In Angela Miracle Gladue’s work Boombox, the artist fuses her hip hop and First Nations cultures. As an artist who practices b-girling, Gladue combines traditional beadwork techniques with other forms and influences to create this contemporary work. The artist made her first boombox piece after her brother, who also loved hip hop, died in 2006 in the care of Children’s Services. On her website for her Miss Chief Rocka brand and bead work Angela writes, “Beading is definitely a gift of healing, and every stitch that goes into my beadwork is a step towards that.”

Aganetha Dyck’s Close Knit acts as the vertebrae/spine of the exhibition. It suggests a tenderness and strength in togetherness and collectivity and an interplay between the presence and absence of the body. Each sweater is its own character. Together they lean, support, and stabilize each other. The work is rooted in Dyck’s family history and grandmother’s flight from Europe during the war. It continues to speak to the large groups of people around the world fleeing danger and oppression to hope and safety.

Michelle Latimer describes her film Nimmikaage: She Dances for People as a requiem to honour Canada’s First Nations, Métis, and Inuit women. She notes that the film is about “the devastating effects of extractivism — the extraction that colonialism reaps, both on the land and on women’s bodies.” Images of white audiences are juxtaposed with shots of First Nations peoples’ eyes looking back again and again at the viewer, subverting the white colonial gaze. Shots of moving clouds, birds in flight, running caribou, and flowing waters show layers of the sky, land, and water and the freedoms and movements they naturally enjoy that were so violently stripped away from Indigenous peoples, such as the many profoundly significant dances and ceremonies that remain so essential to Native culture and to all of Canada’s past, present, and future.
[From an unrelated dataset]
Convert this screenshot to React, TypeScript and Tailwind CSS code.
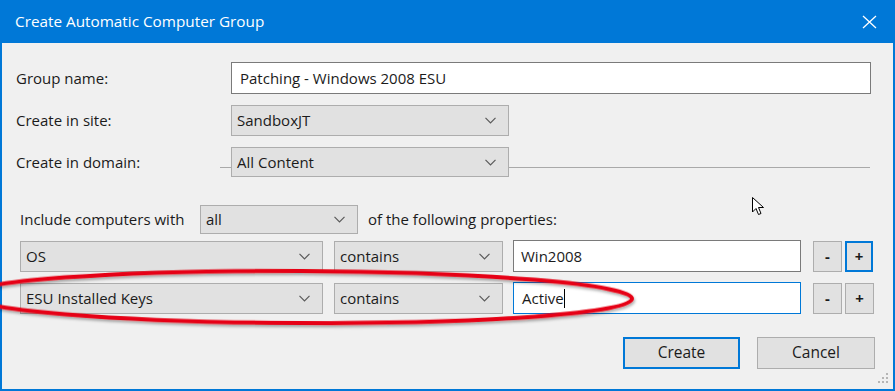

For What song makes you feel free on the dance floor? Brendan Fernandes works with the dance floor as a site of agency, occupancy, resistance, expression, freedom, and vulnerability. He also understands the dance floor “as a queer space that is variously safe and unsafe — a site for joy and fear, release and reflection.” For this work, the audience can participate by identifying a song using the hashtag #DanceFree, creating a virtual playlist and turning the environment into a dance floor.

La calq is an anonymous artist and a minor institution of dance committed to exploring experimental subjectivities. In their work Names of Dancers, a scrolling list of dancers’ names is sourced by the dance community at large via the website thenamesofdancers.org.

This ever-evolving list composes a collective choreographic field: a landscape of dance and dancers. By naming dancers—be they famous or relatively unknown -- the scrolling list acknowledges their labor and creates a monument in their honour. By being able to add to this list, the viewer becomes a participant and thus becomes an integral part of this work.

In the vitrines outside the gallery, Jillian Groening’s (score for) soft stitches, pink tongue invites the viewer to experience the internal landscape of a moment in time. Groening explores presence through score for movement and repetitious care that illustrate connections between domestic labor, time, and material. She is interested in the temporality of performance and artifacts, as well as expanding ideas around sites of performance.

Each of the works in the exhibit Thunderstruck incorporate repeated gestures either explicitly or implicitly. Using the dance floor, domestic spaces, communities, earth, and the body itself as landscape, these movements create traces and legacies that go deeper with every recurrence. The works act as an archive of presence and resilience. From a repeated individual moment, or repeated movement, a collection starts to form. A constellation of moments and momentum that says I am here. And, I am here again, and again, and again.